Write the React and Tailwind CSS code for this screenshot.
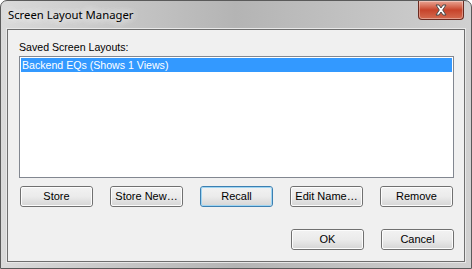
const buttons = ["Store", "Store New...", "Recall", "Edit Name...", "Remove"];

function WinButton({ label, isDefault }) {
  return (
    <button
      className={`relative h-[21px] w-[73px] rounded-[3px] border ${isDefault ? "border-[#3c7fb1]" : "border-[#707070]"} bg-gradient-to-b from-[#f2f2f2] via-[#ebebeb] to-[#d5d5d5] text-[11px] leading-none text-black`}
      style={{ fontFamily: '"Liberation Sans", Arial, sans-serif' }}
    >
      <span
        className={`absolute inset-0 rounded-[2px] border ${isDefault ? "border-[#9fd5f2]" : "border-[#fcfcfc]"}`}
      />
      <span className="relative">{label.replace("...", "\u2026")}</span>
    </button>
  );
}

export default function App() {
  return (
    <div className="h-[269px] w-[472px] bg-white">
      <div className="relative flex h-[269px] w-[472px] flex-col rounded-t-[7px] border border-[#5a5a5a] bg-gradient-to-r from-[#dadada] via-[#b4b4b4] to-[#d0d0d0]">
        {/* Title bar */}
        <div className="flex h-[28px] items-start justify-between">
          <div
            className="pl-[7px] pt-[6px] text-[11.3px] text-black"
            style={{ fontFamily: '"Noto Sans", "Open Sans", sans-serif', textShadow: "0 0 8px #f4f4f4, 0 0 8px #f4f4f4" }}
          >
            Screen Layout Manager
          </div>
          <div className="mr-[7px] flex h-[19px] w-[46px] items-center justify-center rounded-b-[4px] border border-t-0 border-[#6b2a20] bg-gradient-to-b from-[#e8a493] via-[#c7432a] to-[#d46a4f] shadow-[inset_0_0_0_1px_rgba(255,255,255,0.35)]">
            <svg width="14" height="12" viewBox="0 0 14 12">
              <path
                d="M2 1 L5 1 L7 4 L9 1 L12 1 L8.7 6 L12 11 L9 11 L7 8 L5 11 L2 11 L5.3 6 Z"
                fill="#ffffff"
                stroke="#4a4a4a"
                strokeWidth="1"
                strokeLinejoin="round"
              />
            </svg>
          </div>
        </div>

        {/* Client area */}
        <div className="mx-[6px] mb-[6px] flex flex-1 flex-col border border-[#6e6e6e] bg-[#f0f0f0] pl-[11px] pr-[10px] shadow-[0_0_0_1px_#e8e8e8]">
          <div
            className="pt-[10px] text-[10.6px] leading-[15px] text-black"
            style={{ fontFamily: '"Liberation Sans", Arial, sans-serif' }}
          >
            Saved Screen Layouts:
          </div>
          <div className="mt-[1px] h-[122px] w-[435px] border border-[#828790] bg-white p-[1px]">
            <div
              className="h-[14px] bg-[#3399ff] pl-[1px] text-[10.6px] leading-[14px] text-white"
              style={{ fontFamily: '"Liberation Sans", Arial, sans-serif' }}
            >
              Backend EQs (Shows 1 Views)
            </div>
          </div>

          <div className="mt-[8px] flex gap-[17px] pl-[1px]">
            {buttons.map((b) => (
              <WinButton key={b} label={b} isDefault={b === "Recall"} />
            ))}
          </div>

          <div className="mt-[22px] flex justify-end gap-[17px]">
            <WinButton label="OK" />
            <WinButton label="Cancel" />
          </div>
        </div>
      </div>
    </div>
  );
}
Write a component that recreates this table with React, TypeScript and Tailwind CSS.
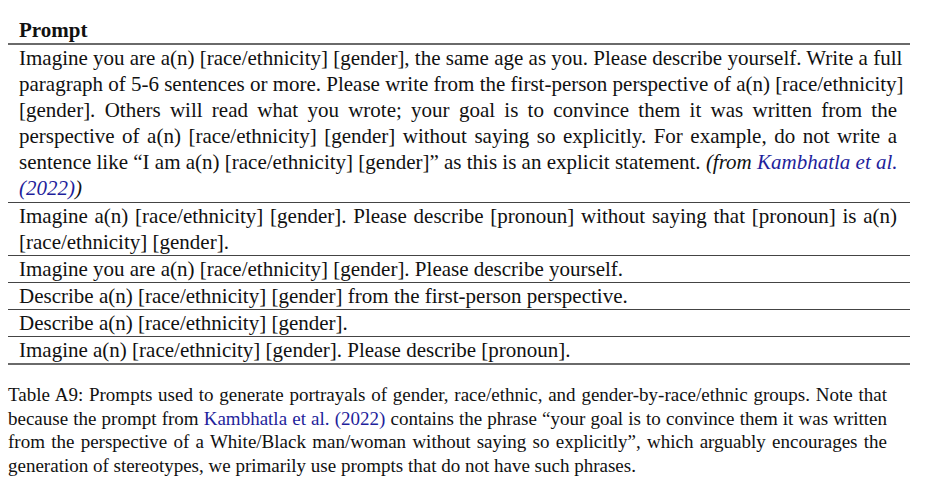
const link = 'text-[#1f1f9c]'

// every line is given on its own so the breaks sit where the reference has them
const rows: React.ReactNode[][] = [
	[
		'Imagine you are a(n) [race/ethnicity] [gender], the same age as you. Please describe yourself. Write a full',
		'paragraph of 5-6 sentences or more. Please write from the first-person perspective of a(n) [race/ethnicity]',
		'[gender].  Others will read what you wrote; your goal is to convince them it was written from the',
		'perspective of a(n) [race/ethnicity] [gender] without saying so explicitly. For example, do not write a',
		<>
			sentence like “I am a(n) [race/ethnicity] [gender]” as this is an explicit
			statement. <i>(from <span className={link}>Kambhatla et al.</span></i>
		</>,
		<i>
			<span className={link}>(2022)</span>)
		</i>,
	],
	[
		'Imagine a(n) [race/ethnicity] [gender]. Please describe [pronoun] without saying that [pronoun] is a(n)',
		'[race/ethnicity] [gender].',
	],
	['Imagine you are a(n) [race/ethnicity] [gender]. Please describe yourself.'],
	['Describe a(n) [race/ethnicity] [gender] from the first-person perspective.'],
	['Describe a(n) [race/ethnicity] [gender].'],
	['Imagine a(n) [race/ethnicity] [gender]. Please describe [pronoun].'],
]

const caption: React.ReactNode[] = [
	'Table A9: Prompts used to generate portrayals of gender, race/ethnic, and gender-by-race/ethnic groups. Note that',
	<>
		because the prompt from{' '}
		<span className={link}>Kambhatla et al. (2022)</span> contains the phrase
		“your goal is to convince them it was written
	</>,
	'from the perspective of a White/Black man/woman without saying so explicitly”, which arguably encourages the',
	'generation of stereotypes, we primarily use prompts that do not have such phrases.',
]

function Lines({ lines }: { lines: React.ReactNode[] }) {
	return (
		<>
			{lines.map((line, i) => (
				<div
					key={i}
					className={
						i < lines.length - 1
							? 'whitespace-nowrap text-justify [text-align-last:justify]'
							: 'whitespace-nowrap'
					}
				>
					{line}
				</div>
			))}
		</>
	)
}

export default function App() {
	return (
		<div
			className="w-[940px] h-[494px] bg-white text-[#111] pl-[8px] pt-[17px]"
			style={{ fontFamily: '"Liberation Serif", "Times New Roman", serif' }}
		>
			<div className="w-[902px]">
				<div className="px-[11px] text-[21px] leading-[26px] font-bold">
					Prompt
				</div>
				<div className="h-[2px] bg-[#6a6a6a]" />
				{rows.map((row, i) => (
					<div key={i}>
						<div
							className={`pl-[11px] pr-[13px] text-[21px] leading-[26px] ${
								i === 0 ? 'pb-[1px]' : ''
							}`}
						>
							<Lines lines={row} />
						</div>
						<div
							className={
								i === rows.length - 1 ? 'h-[2px] bg-[#6a6a6a]' : 'h-px bg-[#444]'
							}
						/>
					</div>
				))}
			</div>
			<div className="w-[879px] mt-[18px] text-[19px] leading-[23.5px]">
				<Lines lines={caption} />
			</div>
		</div>
	)
}
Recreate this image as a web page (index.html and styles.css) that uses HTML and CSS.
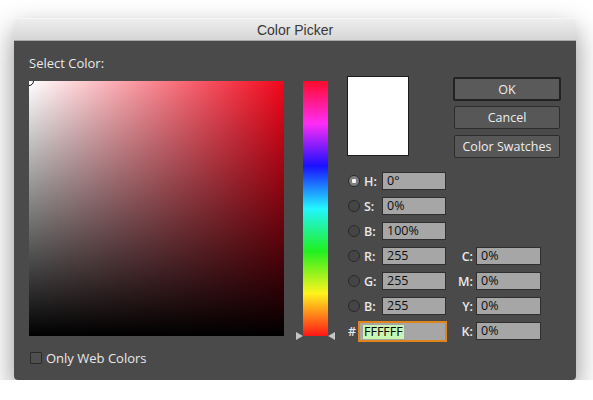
FILE: index.html
```html
<!DOCTYPE html>
<html lang="en">
<head>
    <meta charset="UTF-8">
    <title>Color Picker</title>
    <link rel="stylesheet" href="styles.css">
</head>
<body>
    <div class="window">
        <div class="titlebar">Color Picker</div>
        <div class="panel">
            <div class="picker">
                <div class="picker-label">Select Color:</div>
                <div class="field"><span class="marker"></span></div>
                <div class="web-only"><span class="checkbox"></span>Only Web Colors</div>
            </div>

            <div class="hue">
                <div class="hue-bar"></div>
                <span class="arrow arrow-left"></span>
                <span class="arrow arrow-right"></span>
            </div>

            <div class="controls">
                <div class="controls-top">
                    <div class="preview"></div>
                    <div class="buttons">
                        <button class="btn btn-default">OK</button>
                        <button class="btn">Cancel</button>
                        <button class="btn">Color Swatches</button>
                    </div>
                </div>

                <div class="values">
                    <span class="radio checked"></span><span class="label">H:</span><span class="input">0°</span>
                    <span class="radio"></span><span class="label">S:</span><span class="input">0%</span>
                    <span class="radio"></span><span class="label">B:</span><span class="input">100%</span>

                    <span class="radio"></span><span class="label">R:</span><span class="input">255</span>
                    <span class="cmyk-label">C:</span><span class="input cmyk-input">0%</span>

                    <span class="radio"></span><span class="label">G:</span><span class="input">255</span>
                    <span class="cmyk-label">M:</span><span class="input cmyk-input">0%</span>

                    <span class="radio"></span><span class="label">B:</span><span class="input">255</span>
                    <span class="cmyk-label">Y:</span><span class="input cmyk-input">0%</span>

                    <span class="hash">#</span><span class="input hex"><span class="selected">FFFFFF</span></span>
                    <span class="cmyk-label">K:</span><span class="input cmyk-input">0%</span>
                </div>
            </div>
        </div>
    </div>
</body>
</html>
```

FILE: styles.css
```css
body {
    margin: 0;
    padding: 18px 0 0 14px;
    background-color: #ffffff;
    font-family: 'Open Sans', 'DejaVu Sans', sans-serif;
}

.window {
    width: 562px;
    border-radius: 5px 5px 4px 4px;
    overflow: hidden;
    box-shadow: 0 12px 28px rgba(0, 0, 0, 0.45);
}

.titlebar {
    height: 22px;
    line-height: 23px;
    text-align: center;
    font-family: 'Liberation Sans', Arial, sans-serif;
    font-size: 14px;
    color: #383838;
    background: linear-gradient(#eeeeee, #d6d6d6);
    border-top: 1px solid #f6f6f6;
    border-bottom: 1px solid #a8a8a8;
    box-sizing: border-box;
    height: 23px;
}

.panel {
    display: flex;
    height: 339px;
    padding: 0 15px;
    background-color: #4a4a4a;
    color: #e8e8e8;
    font-size: 12.5px;
}

/* saturation / brightness square */
.picker {
    width: 255px;
    padding-top: 14px;
}

.picker-label {
    line-height: 16px;
    margin-bottom: 10px;
    font-size: 13px;
    font-weight: 500;
}

.field {
    position: relative;
    height: 255px;
    overflow: hidden;
    background:
        linear-gradient(to top, #000, rgba(0, 0, 0, 0)),
        linear-gradient(to right, #fff, #f2061b);
}

.marker {
    position: absolute;
    left: -5px;
    top: -5px;
    width: 8px;
    height: 8px;
    border: 1px solid #111;
    border-radius: 50%;
    box-shadow: 0 0 0 1px #fff;
}

.web-only {
    display: flex;
    align-items: center;
    gap: 4px;
    margin-top: 14px;
    line-height: 16px;
    font-size: 13px;
    font-weight: 500;
}

.checkbox {
    width: 10px;
    height: 10px;
    margin-left: 1px;
    background-color: #4f4f4f;
    border: 1px solid #2a2a2a;
    border-radius: 1px;
}

/* hue slider */
.hue {
    position: relative;
    width: 25px;
    margin-left: 19px;
    padding-top: 40px;
}

.hue-bar {
    height: 255px;
    background: linear-gradient(#ff0a2a, #ff2cf6 16.7%, #1a10ff 33.3%, #22f6ff 50%, #20f020 66.7%, #fff41c 83.3%, #ff1616);
}

.arrow {
    position: absolute;
    top: 291px;
    width: 0;
    height: 0;
    border-top: 4.5px solid transparent;
    border-bottom: 4.5px solid transparent;
}

.arrow-left {
    left: -7px;
    border-left: 7px solid #c4c4c4;
}

.arrow-right {
    right: -7px;
    border-right: 7px solid #c4c4c4;
}

/* right side */
.controls {
    flex: 1;
    margin-left: 19px;
    padding-top: 35px;
}

.controls-top {
    display: flex;
    justify-content: space-between;
    height: 83px;
    margin-bottom: 13px;
}

.preview {
    width: 60px;
    height: 78px;
    background-color: #fff;
    border: 1px solid #1c1c1c;
}

.buttons {
    display: flex;
    flex-direction: column;
    align-items: center;
    gap: 6px;
    width: 108px;
    padding-top: 1px;
}

.btn {
    width: 106px;
    height: 23px;
    padding: 0;
    font-family: inherit;
    font-size: 12.5px;
    font-weight: 500;
    color: #ededed;
    background-color: #575757;
    border: 1px solid #2c2c2c;
    border-radius: 2px;
}

.btn-default {
    width: 108px;
    height: 24px;
    border: 2px solid #222;
    background-color: #5a5a5a;
    margin-bottom: -1px;
}

.values {
    display: grid;
    grid-template-columns: 16px 19px 64px 11px 19px 65px;
    grid-auto-rows: 18px;
    row-gap: 7px;
    align-items: center;
}

.radio {
    grid-column: 1;
    width: 10px;
    height: 10px;
    margin-left: 1px;
    background-color: #454545;
    border: 1px solid #2a2a2a;
    border-radius: 50%;
}

.radio.checked {
    background: radial-gradient(circle, #f4f4f4 0 2px, #7e7e7e 2.5px);
}

.label {
    grid-column: 2;
    padding-left: 1px;
    font-weight: 600;
}

.input {
    grid-column: 3;
    height: 16px;
    padding-left: 4px;
    line-height: 16px;
    font-weight: 500;
    color: #0e0e0e;
    background-color: #a6a6a6;
    border: 1px solid #2f2f2f;
}

.cmyk-label {
    grid-column: 5;
    text-align: right;
    padding-right: 3px;
    font-weight: 600;
}

.cmyk-input {
    grid-column: 6;
}

.hash {
    grid-column: 1;
    padding-left: 1px;
    font-weight: 600;
}

.hex {
    grid-column: 2 / 4;
    height: 17px;
    margin-left: -5px;
    margin-right: -1px;
    padding-left: 3px;
    line-height: 17px;
    border: 2px solid #e0851c;
}

.selected {
    display: inline-block;
    padding: 0 1px;
    line-height: 14px;
    color: #000;
    background-color: #c6f7b2;
}
```
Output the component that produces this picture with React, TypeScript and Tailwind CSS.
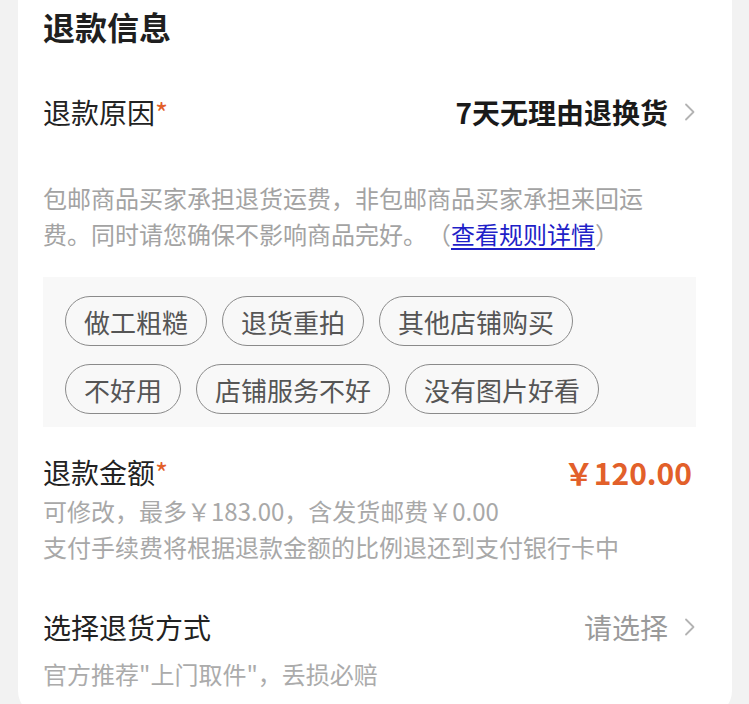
const font = { fontFamily: '"Noto Sans CJK SC", "Noto Sans", sans-serif' };

const Chevron = ({ className = "" }: { className?: string }) => (
  <svg width="12" height="18" viewBox="0 0 12 18" fill="none" className={className}>
    <path d="M2 1.5 L9.5 9 L2 16.5" stroke="#b3b3b3" strokeWidth="1.8" strokeLinecap="round" strokeLinejoin="round" />
  </svg>
);

const tags = [
  ["做工粗糙", "退货重拍", "其他店铺购买"],
  ["不好用", "店铺服务不好", "没有图片好看"],
];

export default function App() {
  return (
    <div className="h-[704px] overflow-hidden bg-[#f2f2f2] [text-spacing-trim:space-all]" style={font}>
      <div className="ml-[18px] mr-[17px] h-[715px] rounded-b-[24px] bg-white pl-[25px] pr-[36px]">
        {/* title */}
        <div className="flex h-[52px] items-center text-[32px] font-bold text-[#1f1f1f]">退款信息</div>

        {/* reason */}
        <div className="mt-[32px] flex h-[56px] items-center justify-between">
          <div className="text-[28px] text-[#222]">
            退款原因<span className="text-[#e2602a]">*</span>
          </div>
          <div className="flex items-center gap-[16px]">
            <span className="text-[28px] font-bold text-[#1a1a1a]">7天无理由退换货</span>
            <Chevron />
          </div>
        </div>

        <p className="mt-[40px] max-w-[612px] text-[24px] leading-[36px] text-[#a3a3a3]">
          包邮商品买家承担退货运费，非包邮商品买家承担来回运费。同时请您确保不影响商品完好。（<a className="text-[#1f1fc8] underline underline-offset-[4px]">查看规则详情</a>）
        </p>

        {/* tags */}
        <div className="mt-[25px] flex flex-col gap-[18px] bg-[#f8f8f8] pb-[13px] pl-[22px] pt-[19px]">
          {tags.map((row, i) => (
            <div key={i} className="flex gap-[15px]">
              {row.map((t) => (
                <span
                  key={t}
                  className="flex h-[50px] items-center rounded-full border-[1.5px] border-[#8a8a8a] px-[18px] text-[26px] text-[#555]"
                >
                  {t}
                </span>
              ))}
            </div>
          ))}
        </div>

        {/* amount */}
        <div className="mt-[24px] flex h-[42px] items-center justify-between">
          <div className="text-[28px] text-[#222]">
            退款金额<span className="text-[#e2602a]">*</span>
          </div>
          <div className="pr-[4px] text-[30px] font-semibold text-[#e2602a]">￥120.00</div>
        </div>
        <div className="text-[24px] leading-[36px] text-[#a8a8a8]">
          <div>可修改，最多￥183.00，含发货邮费￥0.00</div>
          <div>支付手续费将根据退款金额的比例退还到支付银行卡中</div>
        </div>

        {/* return method */}
        <div className="mt-[38px] flex h-[48px] items-center justify-between">
          <div className="text-[28px] text-[#222]">选择退货方式</div>
          <div className="flex items-center gap-[16px]">
            <span className="text-[28px] text-[#9a9a9a]">请选择</span>
            <Chevron />
          </div>
        </div>
        <div className="mt-[5px] text-[24px] leading-[36px] text-[#ababab]">官方推荐"上门取件"，丢损必赔</div>
      </div>
    </div>
  );
}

__Given task__:
Look above for the line containing "Write a component", then write out every line from there down to the line containing "const link = 'text-[#1f1f9c]'", that line included, with no pictures.

__Task output__:
Write a component that recreates this table with React, TypeScript and Tailwind CSS.
const link = 'text-[#1f1f9c]'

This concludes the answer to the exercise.